INSTRUCTIONS TO FOLLOW: Copy out, with no alterations, the lines below running from the one containing "Generate a component" to the one containing "string; answer: string[][]", inclusive at each end; pictures are omitted.

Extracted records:
• • •

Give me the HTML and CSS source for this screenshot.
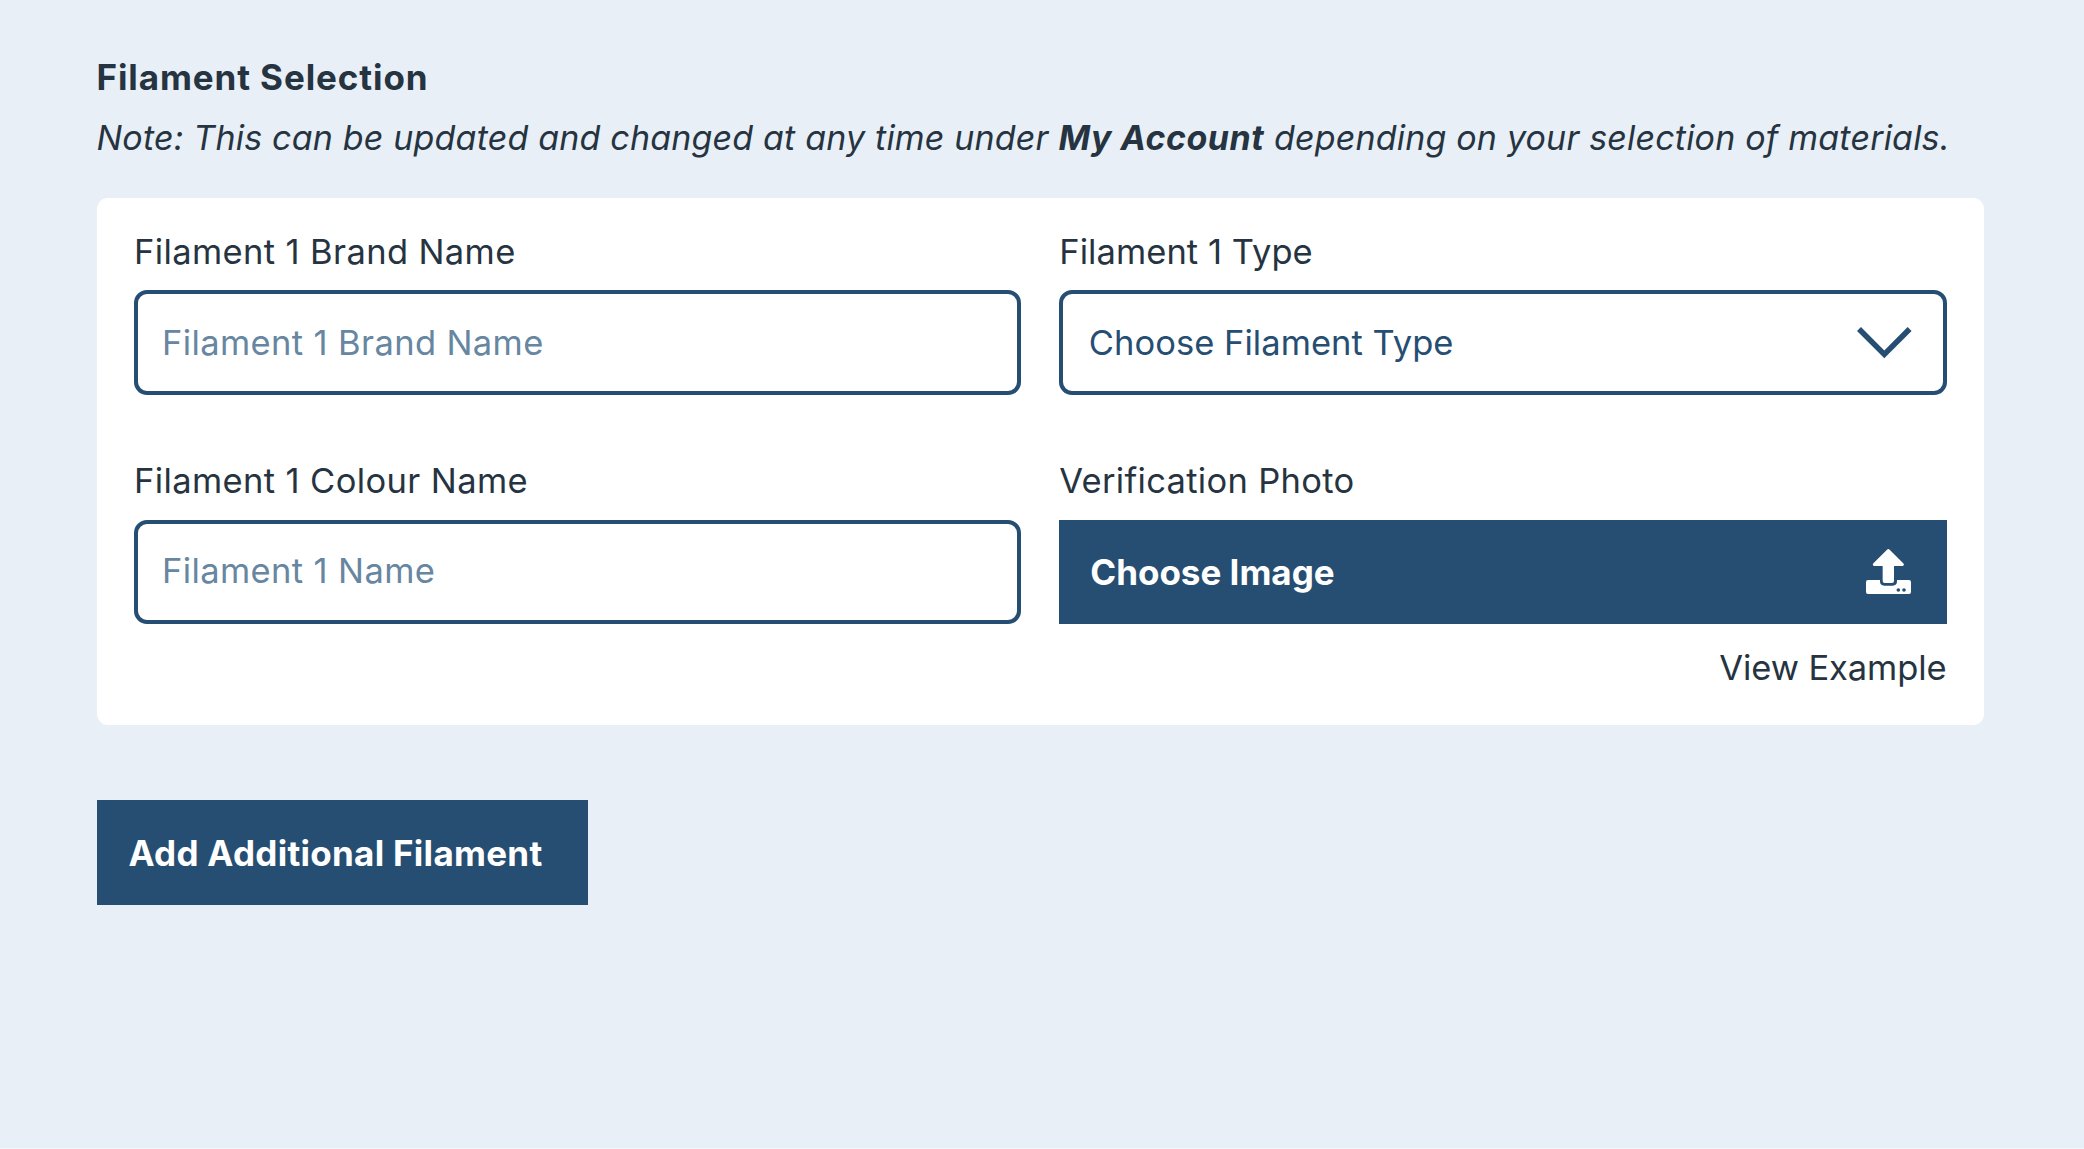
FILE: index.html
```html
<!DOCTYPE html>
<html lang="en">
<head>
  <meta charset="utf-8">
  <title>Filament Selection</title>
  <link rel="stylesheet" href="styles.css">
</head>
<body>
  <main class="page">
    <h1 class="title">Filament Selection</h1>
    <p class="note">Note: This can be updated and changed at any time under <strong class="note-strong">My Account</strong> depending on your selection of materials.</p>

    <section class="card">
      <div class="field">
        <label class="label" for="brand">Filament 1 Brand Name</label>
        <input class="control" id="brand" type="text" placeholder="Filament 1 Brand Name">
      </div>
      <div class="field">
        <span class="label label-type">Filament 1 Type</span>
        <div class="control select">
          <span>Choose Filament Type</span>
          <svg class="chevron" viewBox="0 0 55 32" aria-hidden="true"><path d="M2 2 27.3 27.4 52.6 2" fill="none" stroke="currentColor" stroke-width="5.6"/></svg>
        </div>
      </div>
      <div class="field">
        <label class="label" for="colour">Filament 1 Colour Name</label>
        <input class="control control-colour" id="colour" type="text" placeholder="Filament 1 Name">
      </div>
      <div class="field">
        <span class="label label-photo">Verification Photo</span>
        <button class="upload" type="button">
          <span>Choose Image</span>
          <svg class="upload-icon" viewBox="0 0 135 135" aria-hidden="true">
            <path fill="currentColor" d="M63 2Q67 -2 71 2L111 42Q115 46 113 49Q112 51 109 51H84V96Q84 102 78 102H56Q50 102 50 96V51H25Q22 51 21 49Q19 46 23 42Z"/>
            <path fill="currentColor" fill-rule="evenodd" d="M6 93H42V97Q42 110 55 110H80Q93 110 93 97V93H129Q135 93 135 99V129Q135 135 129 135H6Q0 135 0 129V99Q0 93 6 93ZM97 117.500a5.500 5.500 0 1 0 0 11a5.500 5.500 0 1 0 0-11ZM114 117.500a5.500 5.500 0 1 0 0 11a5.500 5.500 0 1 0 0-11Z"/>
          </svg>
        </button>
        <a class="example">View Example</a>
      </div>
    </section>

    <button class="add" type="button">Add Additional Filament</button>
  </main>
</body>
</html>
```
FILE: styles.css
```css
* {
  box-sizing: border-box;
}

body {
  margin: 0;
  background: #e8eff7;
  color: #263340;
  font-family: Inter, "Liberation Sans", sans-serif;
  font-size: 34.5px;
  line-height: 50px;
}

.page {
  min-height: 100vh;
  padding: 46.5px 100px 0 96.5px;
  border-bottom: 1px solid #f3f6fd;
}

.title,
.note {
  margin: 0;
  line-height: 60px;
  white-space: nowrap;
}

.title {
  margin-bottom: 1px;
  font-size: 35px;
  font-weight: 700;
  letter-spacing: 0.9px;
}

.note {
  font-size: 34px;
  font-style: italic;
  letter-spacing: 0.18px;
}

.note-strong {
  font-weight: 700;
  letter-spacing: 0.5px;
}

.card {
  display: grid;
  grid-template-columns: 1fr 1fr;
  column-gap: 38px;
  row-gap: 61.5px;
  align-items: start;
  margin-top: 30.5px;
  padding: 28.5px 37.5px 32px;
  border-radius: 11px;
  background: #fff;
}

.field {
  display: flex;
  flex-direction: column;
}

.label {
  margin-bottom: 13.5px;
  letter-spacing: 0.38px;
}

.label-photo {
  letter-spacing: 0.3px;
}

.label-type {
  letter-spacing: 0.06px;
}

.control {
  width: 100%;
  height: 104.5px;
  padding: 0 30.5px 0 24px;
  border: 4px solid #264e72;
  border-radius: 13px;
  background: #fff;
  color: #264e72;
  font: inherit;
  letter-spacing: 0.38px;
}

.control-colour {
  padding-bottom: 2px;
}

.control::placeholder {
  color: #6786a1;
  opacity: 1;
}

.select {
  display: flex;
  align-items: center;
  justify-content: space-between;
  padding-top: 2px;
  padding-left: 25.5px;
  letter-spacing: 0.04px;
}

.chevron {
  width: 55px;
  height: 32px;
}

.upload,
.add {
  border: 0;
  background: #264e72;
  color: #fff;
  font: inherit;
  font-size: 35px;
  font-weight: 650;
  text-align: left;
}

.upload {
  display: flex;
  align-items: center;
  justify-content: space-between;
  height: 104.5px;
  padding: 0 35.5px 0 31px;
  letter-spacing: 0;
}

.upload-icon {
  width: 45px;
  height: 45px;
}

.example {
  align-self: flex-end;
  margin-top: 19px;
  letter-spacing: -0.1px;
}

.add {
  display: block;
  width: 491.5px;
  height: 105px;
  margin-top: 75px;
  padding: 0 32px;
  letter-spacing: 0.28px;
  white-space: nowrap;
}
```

• • •

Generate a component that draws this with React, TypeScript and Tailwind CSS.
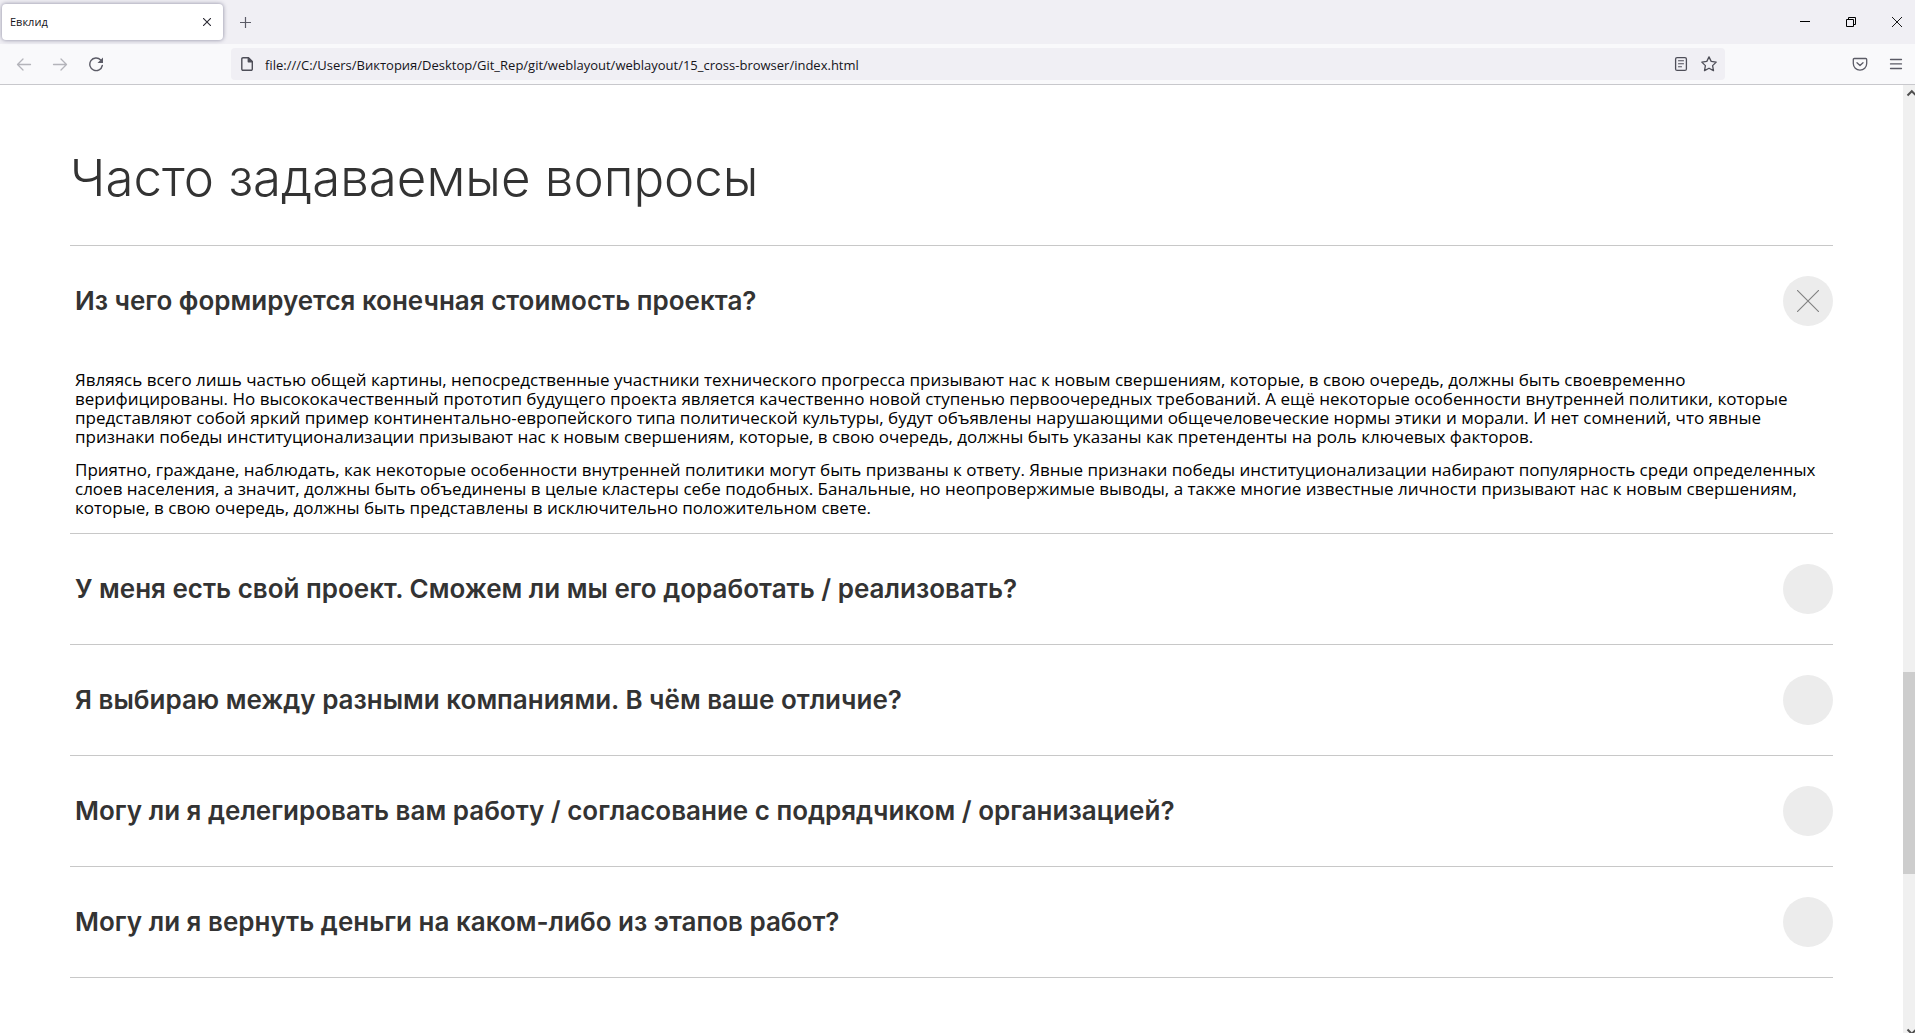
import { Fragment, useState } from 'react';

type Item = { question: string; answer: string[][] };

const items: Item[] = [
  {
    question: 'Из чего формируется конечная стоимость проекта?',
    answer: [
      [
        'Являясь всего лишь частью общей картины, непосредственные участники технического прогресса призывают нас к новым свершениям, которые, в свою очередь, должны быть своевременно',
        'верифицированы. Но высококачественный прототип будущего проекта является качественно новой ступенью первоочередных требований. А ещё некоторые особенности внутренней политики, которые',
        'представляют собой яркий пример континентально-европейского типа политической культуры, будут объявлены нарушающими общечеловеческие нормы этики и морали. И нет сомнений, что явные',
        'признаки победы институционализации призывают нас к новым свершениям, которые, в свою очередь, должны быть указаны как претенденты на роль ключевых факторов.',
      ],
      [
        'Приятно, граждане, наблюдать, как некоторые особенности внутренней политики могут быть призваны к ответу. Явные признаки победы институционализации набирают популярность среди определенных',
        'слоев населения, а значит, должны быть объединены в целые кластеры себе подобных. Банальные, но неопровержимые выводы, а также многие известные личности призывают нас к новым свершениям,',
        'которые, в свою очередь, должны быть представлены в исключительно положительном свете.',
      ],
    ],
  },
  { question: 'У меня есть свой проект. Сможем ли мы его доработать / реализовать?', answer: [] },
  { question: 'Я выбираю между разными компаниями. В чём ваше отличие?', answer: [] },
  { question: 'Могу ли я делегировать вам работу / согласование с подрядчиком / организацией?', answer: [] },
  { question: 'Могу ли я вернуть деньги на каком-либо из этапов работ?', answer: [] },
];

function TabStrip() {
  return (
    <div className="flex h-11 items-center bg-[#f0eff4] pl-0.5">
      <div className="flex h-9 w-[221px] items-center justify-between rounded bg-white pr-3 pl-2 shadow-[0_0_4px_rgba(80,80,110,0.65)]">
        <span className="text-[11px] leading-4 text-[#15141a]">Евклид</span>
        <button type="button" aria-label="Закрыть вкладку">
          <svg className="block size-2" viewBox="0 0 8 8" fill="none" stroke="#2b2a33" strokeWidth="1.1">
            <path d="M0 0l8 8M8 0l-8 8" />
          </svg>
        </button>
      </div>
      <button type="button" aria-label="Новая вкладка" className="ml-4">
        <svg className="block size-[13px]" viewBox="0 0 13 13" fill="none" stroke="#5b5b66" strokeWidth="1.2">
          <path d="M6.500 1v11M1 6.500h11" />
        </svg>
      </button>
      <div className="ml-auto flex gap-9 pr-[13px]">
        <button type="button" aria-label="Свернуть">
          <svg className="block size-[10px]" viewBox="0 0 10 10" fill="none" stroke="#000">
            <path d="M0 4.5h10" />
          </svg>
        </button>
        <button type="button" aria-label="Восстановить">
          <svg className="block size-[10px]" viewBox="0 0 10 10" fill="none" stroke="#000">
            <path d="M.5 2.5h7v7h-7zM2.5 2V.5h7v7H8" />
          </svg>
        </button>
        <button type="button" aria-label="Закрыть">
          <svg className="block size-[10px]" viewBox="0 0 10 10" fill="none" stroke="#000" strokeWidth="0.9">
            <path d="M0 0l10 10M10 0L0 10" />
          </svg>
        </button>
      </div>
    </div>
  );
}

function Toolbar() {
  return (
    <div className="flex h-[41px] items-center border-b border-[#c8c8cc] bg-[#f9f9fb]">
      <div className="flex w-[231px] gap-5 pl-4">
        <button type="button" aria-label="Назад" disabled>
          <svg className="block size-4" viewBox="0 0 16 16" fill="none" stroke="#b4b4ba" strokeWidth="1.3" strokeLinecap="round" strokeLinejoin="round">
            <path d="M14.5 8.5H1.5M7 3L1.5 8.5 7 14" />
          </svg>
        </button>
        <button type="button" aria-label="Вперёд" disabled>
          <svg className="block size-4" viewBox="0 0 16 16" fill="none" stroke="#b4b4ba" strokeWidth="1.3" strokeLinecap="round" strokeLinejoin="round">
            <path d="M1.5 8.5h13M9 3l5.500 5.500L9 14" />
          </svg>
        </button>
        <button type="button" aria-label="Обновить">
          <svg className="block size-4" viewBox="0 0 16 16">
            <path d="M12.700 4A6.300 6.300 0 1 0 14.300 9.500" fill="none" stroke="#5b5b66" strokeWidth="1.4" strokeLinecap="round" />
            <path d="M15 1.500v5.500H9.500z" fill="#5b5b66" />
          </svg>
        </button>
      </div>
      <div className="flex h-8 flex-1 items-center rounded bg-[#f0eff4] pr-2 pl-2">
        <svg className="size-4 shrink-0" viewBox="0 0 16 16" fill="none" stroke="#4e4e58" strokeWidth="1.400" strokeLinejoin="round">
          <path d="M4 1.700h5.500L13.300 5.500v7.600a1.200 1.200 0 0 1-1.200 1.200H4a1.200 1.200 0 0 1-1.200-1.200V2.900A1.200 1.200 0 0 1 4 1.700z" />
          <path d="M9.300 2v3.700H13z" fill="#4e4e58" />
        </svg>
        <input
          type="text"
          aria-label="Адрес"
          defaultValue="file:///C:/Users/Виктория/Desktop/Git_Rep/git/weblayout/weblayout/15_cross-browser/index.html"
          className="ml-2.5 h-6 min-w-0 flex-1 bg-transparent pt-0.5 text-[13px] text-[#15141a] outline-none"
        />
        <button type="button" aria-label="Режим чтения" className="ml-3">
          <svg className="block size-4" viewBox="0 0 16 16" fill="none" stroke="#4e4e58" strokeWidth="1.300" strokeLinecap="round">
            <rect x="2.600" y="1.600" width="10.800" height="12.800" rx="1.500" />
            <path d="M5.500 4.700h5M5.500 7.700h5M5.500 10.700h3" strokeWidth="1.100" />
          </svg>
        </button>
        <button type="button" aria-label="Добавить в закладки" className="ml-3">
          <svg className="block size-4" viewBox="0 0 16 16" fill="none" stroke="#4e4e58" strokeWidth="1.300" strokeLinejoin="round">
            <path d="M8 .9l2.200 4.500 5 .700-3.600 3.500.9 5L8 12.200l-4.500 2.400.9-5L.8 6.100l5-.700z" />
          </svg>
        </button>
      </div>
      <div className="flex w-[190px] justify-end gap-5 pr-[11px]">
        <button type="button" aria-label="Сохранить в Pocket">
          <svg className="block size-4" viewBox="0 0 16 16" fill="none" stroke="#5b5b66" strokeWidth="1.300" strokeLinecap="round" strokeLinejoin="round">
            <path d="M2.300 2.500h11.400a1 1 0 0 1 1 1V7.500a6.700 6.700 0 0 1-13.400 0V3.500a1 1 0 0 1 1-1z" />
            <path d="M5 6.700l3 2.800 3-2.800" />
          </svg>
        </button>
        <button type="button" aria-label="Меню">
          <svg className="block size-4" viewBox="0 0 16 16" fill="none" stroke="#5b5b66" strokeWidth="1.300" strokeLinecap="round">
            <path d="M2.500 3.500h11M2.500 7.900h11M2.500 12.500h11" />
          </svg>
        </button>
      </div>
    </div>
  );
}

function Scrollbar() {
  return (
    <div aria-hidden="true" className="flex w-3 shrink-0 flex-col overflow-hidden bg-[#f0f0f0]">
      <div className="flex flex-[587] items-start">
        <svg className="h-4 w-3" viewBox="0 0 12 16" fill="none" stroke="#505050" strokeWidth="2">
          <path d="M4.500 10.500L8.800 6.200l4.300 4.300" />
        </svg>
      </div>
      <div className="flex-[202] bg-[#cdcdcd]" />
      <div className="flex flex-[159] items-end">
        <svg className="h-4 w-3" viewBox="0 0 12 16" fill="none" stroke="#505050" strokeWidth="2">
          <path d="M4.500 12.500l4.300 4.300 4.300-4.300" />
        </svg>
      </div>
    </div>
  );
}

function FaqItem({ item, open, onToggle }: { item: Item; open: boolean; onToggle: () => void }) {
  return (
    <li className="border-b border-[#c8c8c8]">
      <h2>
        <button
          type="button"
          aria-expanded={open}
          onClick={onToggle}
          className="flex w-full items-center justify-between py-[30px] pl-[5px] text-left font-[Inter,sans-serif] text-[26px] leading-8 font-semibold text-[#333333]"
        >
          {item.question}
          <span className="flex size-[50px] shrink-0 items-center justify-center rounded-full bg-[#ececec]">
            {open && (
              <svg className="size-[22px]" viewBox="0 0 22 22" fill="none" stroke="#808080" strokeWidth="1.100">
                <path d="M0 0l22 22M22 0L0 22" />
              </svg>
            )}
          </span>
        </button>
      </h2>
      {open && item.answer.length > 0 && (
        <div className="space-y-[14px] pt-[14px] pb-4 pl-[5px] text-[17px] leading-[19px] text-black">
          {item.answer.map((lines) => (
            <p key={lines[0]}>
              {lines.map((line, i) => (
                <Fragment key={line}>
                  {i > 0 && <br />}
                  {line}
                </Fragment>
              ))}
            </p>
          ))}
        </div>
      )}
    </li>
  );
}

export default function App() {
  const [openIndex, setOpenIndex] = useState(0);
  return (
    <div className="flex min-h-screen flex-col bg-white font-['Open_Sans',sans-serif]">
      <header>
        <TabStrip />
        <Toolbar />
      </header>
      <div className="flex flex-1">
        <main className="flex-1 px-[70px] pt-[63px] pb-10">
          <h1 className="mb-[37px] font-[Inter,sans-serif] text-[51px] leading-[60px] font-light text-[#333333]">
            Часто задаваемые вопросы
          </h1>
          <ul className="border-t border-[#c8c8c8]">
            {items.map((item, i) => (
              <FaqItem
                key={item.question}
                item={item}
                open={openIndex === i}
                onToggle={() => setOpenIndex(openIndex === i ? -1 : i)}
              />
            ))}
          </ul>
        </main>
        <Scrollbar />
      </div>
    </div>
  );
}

• • •

TASK ANSWER:
Generate a component that draws this with React, TypeScript and Tailwind CSS.
import { Fragment, useState } from 'react';

type Item = { question: string; answer: string[][] };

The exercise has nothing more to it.